Les complications diplomatiques produites par la question d'Orient, la tiédeur que cette difficulté amena dans les relations de l'Angleterre et de la France, interrompirent les négociations. Elles furent inutilement reprises en 1843: le traité, qui devait engager les deux nations pour douze années, ne fut pas conclu.

II.

De nouvelles communications ne devaient être échangées entre le cabinet de Saint-James et le cabinet français qu'après une nouvelle période décennale; dans le cours de ces dix années, des faits considérables, sous le rapport économique, s'accomplirent en Angleterre. Les grandes réformes douanières dont Huskisson avait fait pressentir la nécessité dès 1824 furent commencées en 1842 et poursuivies avec la plus infatigable énergie. Il serait peut être utile, à titre d'enseignement, de retracer ici l'histoire des luttes, des résistances, des inquiétudes profondes soulevées par ces réformes, et en même temps de présenter le tableau des immenses résultats que ces changements ont produits dans le régime industriel et com

mercial de la Grande-Bretagne; mais, d'une part, ces faits ont acquis un haut degré de notoriété; de l'autre, nous serions appelés à marquer en même temps les différences qui existent dans les conditions industrielles des deux pays et doivent se reproduire dans leur législation. Or un tel travail dépasserait les limites de ce rapport.

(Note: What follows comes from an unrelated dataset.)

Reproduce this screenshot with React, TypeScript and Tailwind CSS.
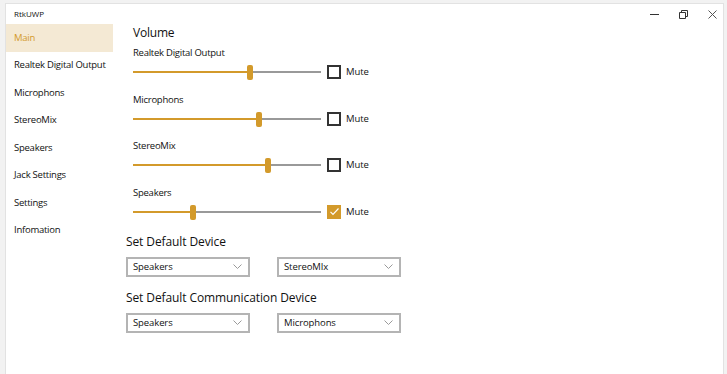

Il suffit de résumer cette œuvre de plusieurs législatures et de plusieurs années dans les propositions suivantes :

Suppression des droits sur les matières brutes et les objets de première nécessité;

Réduction des taxes sur les articles de grande consommation, combinée de manière à étendre le commerce et à profiter aux consommateurs, sans diminuer d'une manière définitive le revenu;

Entière abolition des droits sur les articles ne produisant qu'un revenu insignifiant couvrant à peine les dépenses de perception;

Retrait des drawbacks rendus inutiles par l'entrée en franchise des matières premières;

Diminution graduelle des tarifs sur les objets manufacturés; Enfin, abolition des droits différentiels dont n'avait plus besoin la marine britannique et qui ne servaient dès lors qu'à entraver le commerce, à exhausser les prix et à limiter la consommation.

L'un des derniers actes de cette réforme, le bill qui en 1849 prononça le rappel de l'acte de navigation de Cromwell, motiva la reprise des négociations entre la France et l'Angleterre.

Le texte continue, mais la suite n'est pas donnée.